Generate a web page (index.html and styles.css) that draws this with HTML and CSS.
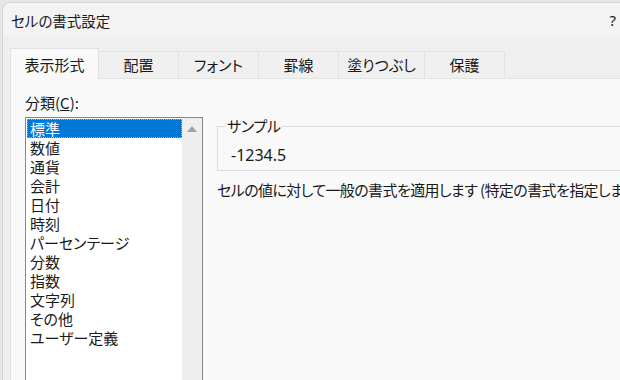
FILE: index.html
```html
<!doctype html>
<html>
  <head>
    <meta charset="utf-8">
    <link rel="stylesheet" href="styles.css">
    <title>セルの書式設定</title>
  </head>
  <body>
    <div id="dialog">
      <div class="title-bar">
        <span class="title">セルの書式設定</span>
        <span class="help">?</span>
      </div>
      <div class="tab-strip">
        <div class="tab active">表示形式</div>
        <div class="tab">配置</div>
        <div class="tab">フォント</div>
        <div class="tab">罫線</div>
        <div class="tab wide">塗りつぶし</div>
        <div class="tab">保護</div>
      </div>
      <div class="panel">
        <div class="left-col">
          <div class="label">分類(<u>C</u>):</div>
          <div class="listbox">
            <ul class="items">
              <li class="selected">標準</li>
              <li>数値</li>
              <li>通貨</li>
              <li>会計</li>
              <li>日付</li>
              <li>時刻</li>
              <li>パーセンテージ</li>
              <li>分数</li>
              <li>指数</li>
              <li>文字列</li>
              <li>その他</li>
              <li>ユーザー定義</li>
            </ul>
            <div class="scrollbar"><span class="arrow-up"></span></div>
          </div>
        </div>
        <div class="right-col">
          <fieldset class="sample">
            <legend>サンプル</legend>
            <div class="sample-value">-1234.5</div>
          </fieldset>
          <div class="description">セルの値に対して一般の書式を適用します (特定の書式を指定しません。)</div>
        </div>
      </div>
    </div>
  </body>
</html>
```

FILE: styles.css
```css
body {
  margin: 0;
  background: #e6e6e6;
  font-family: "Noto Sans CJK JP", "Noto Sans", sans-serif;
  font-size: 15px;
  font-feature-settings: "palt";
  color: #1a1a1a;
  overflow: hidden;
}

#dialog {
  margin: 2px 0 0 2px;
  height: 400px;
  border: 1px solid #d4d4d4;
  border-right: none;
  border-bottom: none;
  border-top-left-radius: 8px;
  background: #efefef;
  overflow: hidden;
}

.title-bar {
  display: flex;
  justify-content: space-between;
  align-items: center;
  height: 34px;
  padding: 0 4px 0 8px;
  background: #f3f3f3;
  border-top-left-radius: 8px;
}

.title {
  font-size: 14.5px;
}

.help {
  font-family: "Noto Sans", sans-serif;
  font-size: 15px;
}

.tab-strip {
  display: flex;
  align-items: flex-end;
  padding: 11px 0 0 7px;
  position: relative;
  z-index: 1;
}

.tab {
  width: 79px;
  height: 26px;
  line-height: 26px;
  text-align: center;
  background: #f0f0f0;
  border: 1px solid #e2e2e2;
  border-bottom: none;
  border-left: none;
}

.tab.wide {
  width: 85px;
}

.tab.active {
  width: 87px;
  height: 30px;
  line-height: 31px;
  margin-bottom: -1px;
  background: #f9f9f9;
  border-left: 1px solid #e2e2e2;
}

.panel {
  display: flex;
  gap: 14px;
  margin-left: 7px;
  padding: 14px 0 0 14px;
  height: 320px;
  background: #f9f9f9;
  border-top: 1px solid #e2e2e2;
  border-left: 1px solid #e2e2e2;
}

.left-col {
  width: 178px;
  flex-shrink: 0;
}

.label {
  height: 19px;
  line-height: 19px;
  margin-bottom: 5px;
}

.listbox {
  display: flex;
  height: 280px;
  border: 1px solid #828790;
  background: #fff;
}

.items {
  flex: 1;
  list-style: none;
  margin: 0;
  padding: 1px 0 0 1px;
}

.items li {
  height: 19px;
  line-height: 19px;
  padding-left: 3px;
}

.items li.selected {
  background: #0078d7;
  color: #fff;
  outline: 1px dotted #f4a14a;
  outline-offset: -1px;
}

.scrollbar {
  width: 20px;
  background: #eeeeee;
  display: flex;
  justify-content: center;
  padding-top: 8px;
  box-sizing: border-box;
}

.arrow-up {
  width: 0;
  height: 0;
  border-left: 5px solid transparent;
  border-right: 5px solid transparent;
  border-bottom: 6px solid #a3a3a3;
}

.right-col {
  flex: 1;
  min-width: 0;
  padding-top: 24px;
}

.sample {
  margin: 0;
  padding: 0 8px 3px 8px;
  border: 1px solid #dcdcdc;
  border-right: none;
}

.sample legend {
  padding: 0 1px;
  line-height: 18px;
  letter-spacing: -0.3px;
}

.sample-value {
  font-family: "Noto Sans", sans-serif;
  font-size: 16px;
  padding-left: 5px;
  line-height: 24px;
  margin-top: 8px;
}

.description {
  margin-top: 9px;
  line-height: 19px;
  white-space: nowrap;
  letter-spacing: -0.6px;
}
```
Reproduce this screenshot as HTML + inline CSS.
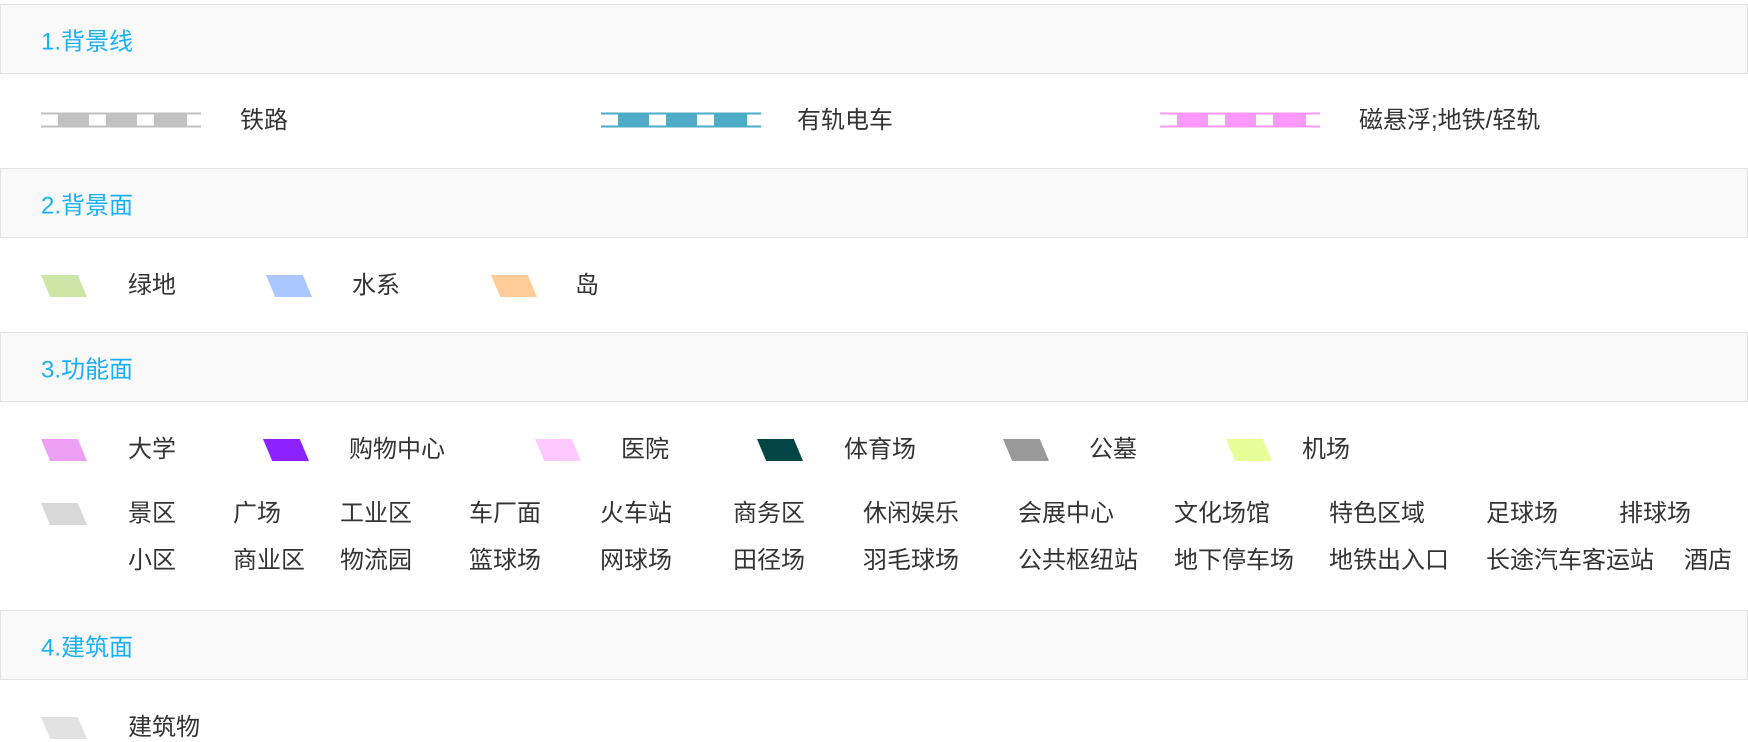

====

Stated goal »
Images in the records should not be copied. Repeat all the rest exactly.

Exercise result »
Generate a web page (index.html and styles.css) that draws this with HTML and CSS.
FILE: index.html
```html
<!doctype html>
<html>
  <head>
    <meta charset="utf-8">
    <link rel="stylesheet" href="styles.css">
    <title>セルの書式設定</title>
  </head>
  <body>
    <div id="dialog">
      <div class="title-bar">
        <span class="title">セルの書式設定</span>
        <span class="help">?</span>
      </div>
      <div class="tab-strip">
        <div class="tab active">表示形式</div>
        <div class="tab">配置</div>
        <div class="tab">フォント</div>
        <div class="tab">罫線</div>
        <div class="tab wide">塗りつぶし</div>
        <div class="tab">保護</div>
      </div>
      <div class="panel">
        <div class="left-col">
          <div class="label">分類(<u>C</u>):</div>
          <div class="listbox">
            <ul class="items">
              <li class="selected">標準</li>
              <li>数値</li>
              <li>通貨</li>
              <li>会計</li>
              <li>日付</li>
              <li>時刻</li>
              <li>パーセンテージ</li>
              <li>分数</li>
              <li>指数</li>
              <li>文字列</li>
              <li>その他</li>
              <li>ユーザー定義</li>
            </ul>
            <div class="scrollbar"><span class="arrow-up"></span></div>
          </div>
        </div>
        <div class="right-col">
          <fieldset class="sample">
            <legend>サンプル</legend>
            <div class="sample-value">-1234.5</div>
          </fieldset>
          <div class="description">セルの値に対して一般の書式を適用します (特定の書式を指定しません。)</div>
        </div>
      </div>
    </div>
  </body>
</html>
```

FILE: styles.css
```css
body {
  margin: 0;
  background: #e6e6e6;
  font-family: "Noto Sans CJK JP", "Noto Sans", sans-serif;
  font-size: 15px;
  font-feature-settings: "palt";
  color: #1a1a1a;
  overflow: hidden;
}

#dialog {
  margin: 2px 0 0 2px;
  height: 400px;
  border: 1px solid #d4d4d4;
  border-right: none;
  border-bottom: none;
  border-top-left-radius: 8px;
  background: #efefef;
  overflow: hidden;
}

.title-bar {
  display: flex;
  justify-content: space-between;
  align-items: center;
  height: 34px;
  padding: 0 4px 0 8px;
  background: #f3f3f3;
  border-top-left-radius: 8px;
}

.title {
  font-size: 14.5px;
}

.help {
  font-family: "Noto Sans", sans-serif;
  font-size: 15px;
}

.tab-strip {
  display: flex;
  align-items: flex-end;
  padding: 11px 0 0 7px;
  position: relative;
  z-index: 1;
}

.tab {
  width: 79px;
  height: 26px;
  line-height: 26px;
  text-align: center;
  background: #f0f0f0;
  border: 1px solid #e2e2e2;
  border-bottom: none;
  border-left: none;
}

.tab.wide {
  width: 85px;
}

.tab.active {
  width: 87px;
  height: 30px;
  line-height: 31px;
  margin-bottom: -1px;
  background: #f9f9f9;
  border-left: 1px solid #e2e2e2;
}

.panel {
  display: flex;
  gap: 14px;
  margin-left: 7px;
  padding: 14px 0 0 14px;
  height: 320px;
  background: #f9f9f9;
  border-top: 1px solid #e2e2e2;
  border-left: 1px solid #e2e2e2;
}

.left-col {
  width: 178px;
  flex-shrink: 0;
}

.label {
  height: 19px;
  line-height: 19px;
  margin-bottom: 5px;
}

.listbox {
  display: flex;
  height: 280px;
  border: 1px solid #828790;
  background: #fff;
}

.items {
  flex: 1;
  list-style: none;
  margin: 0;
  padding: 1px 0 0 1px;
}

.items li {
  height: 19px;
  line-height: 19px;
  padding-left: 3px;
}

.items li.selected {
  background: #0078d7;
  color: #fff;
  outline: 1px dotted #f4a14a;
  outline-offset: -1px;
}

.scrollbar {
  width: 20px;
  background: #eeeeee;
  display: flex;
  justify-content: center;
  padding-top: 8px;
  box-sizing: border-box;
}

.arrow-up {
  width: 0;
  height: 0;
  border-left: 5px solid transparent;
  border-right: 5px solid transparent;
  border-bottom: 6px solid #a3a3a3;
}

.right-col {
  flex: 1;
  min-width: 0;
  padding-top: 24px;
}

.sample {
  margin: 0;
  padding: 0 8px 3px 8px;
  border: 1px solid #dcdcdc;
  border-right: none;
}

.sample legend {
  padding: 0 1px;
  line-height: 18px;
  letter-spacing: -0.3px;
}

.sample-value {
  font-family: "Noto Sans", sans-serif;
  font-size: 16px;
  padding-left: 5px;
  line-height: 24px;
  margin-top: 8px;
}

.description {
  margin-top: 9px;
  line-height: 19px;
  white-space: nowrap;
  letter-spacing: -0.6px;
}
```
Reproduce this screenshot as HTML + inline CSS.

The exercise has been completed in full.